The open courseware resources enhance instructor preparation and development as well as the student educational experience by facilitating a hybrid educational approach to theteaching of Numerical Methods, a pivotal STEM course, via a) customized textbooks, b) adapted course websites, c) social networking via blogs and YouTube, d) YouTube and iTunes digital audiovisual lectures, e) concept inventory, f) self-assessment of the level of learning via online multiple-choice question tests and algorithm-based unlimited attempt quizzes, g) worksheets in a computational system of choice, and h) real-life applications based on the choice of one’s STEM major.
The popularity of the open courseware is unprecedented. If you conduct a web search for “numerical methods”, you will find that the courseware is ranked #2 on Google, #4 on Yahoo, and #4 on Bing.
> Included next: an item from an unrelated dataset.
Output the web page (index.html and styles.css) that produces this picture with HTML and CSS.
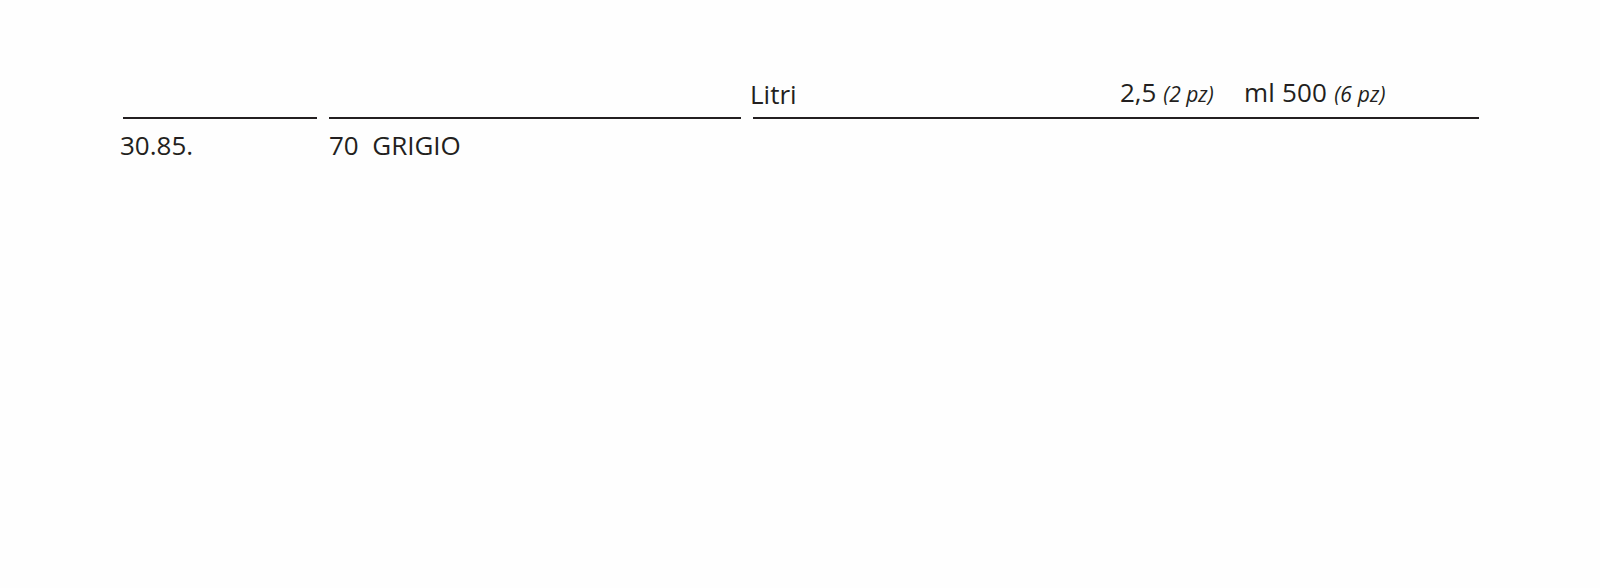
FILE: index.html
```html
<!DOCTYPE html>
<html lang="it">
<head>
<meta charset="utf-8">
<link rel="stylesheet" href="styles.css">
</head>
<body>
<div class="sheet">
  <div class="table">
    <div class="head c1"></div>
    <div class="head c2"></div>
    <div class="head c3">
      <span class="unit">Litri</span>
      <span class="size s1">2,5 <i>(2 pz)</i></span>
      <span class="size s2">ml 500 <i>(6 pz)</i></span>
    </div>
    <div class="cell code">30.85.</div>
    <div class="cell name">70&nbsp; GRIGIO</div>
    <div class="cell"></div>
  </div>
</div>
</body>
</html>
```
FILE: styles.css
```css
html, body {
  margin: 0;
  padding: 0;
  background: #fefefe;
}
body {
  font-family: "Open Sans", "Noto Sans", sans-serif;
  color: #231f20;
  width: 1600px;
  height: 588px;
}
.sheet {
  padding: 80px 0 0 123px;
}
.table {
  display: grid;
  grid-template-columns: 194px 412px 726px;
  column-gap: 12px;
}
.head {
  height: 39px;
  border-bottom: 2px solid #231f20;
  box-sizing: border-box;
  display: flex;
  align-items: flex-end;
  font-size: 26px;
  line-height: 30px;
  padding-bottom: 8px;
}
.c3 .unit {
  margin-left: -3px;
  width: 370px;
}
.size i {
  font-size: 21px;
}
.s1 {
  width: 124px;
}
.s2 {
  letter-spacing: 0.2px;
}
.cell {
  font-size: 26px;
  line-height: 30px;
  padding-top: 11px;
}
.code {
  margin-left: -3px;
}
```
In 2010, there were
· 1,016,206 page views (330,597 visits) to http://numericalmethods.eng.usf.edu,
· 532,675 views of the audiovisual lectures on YouTube (http://youtube.com/numericalmethodsguy), and
· 79,034 visits to the “Numerical Methods Guy” blog (http://autarkaw.wordpress.com).
In this talk, the speaker will discuss the development, refinement, and assessment process of the open courseware. The assessment results will include those of comparing several instructional modalities, measuring student learning, effect of collecting homework for a grade, using online quizzes as a substitute for grading homework, and interpreting summative ratings of the courseware, student satisfaction, and Google analytics.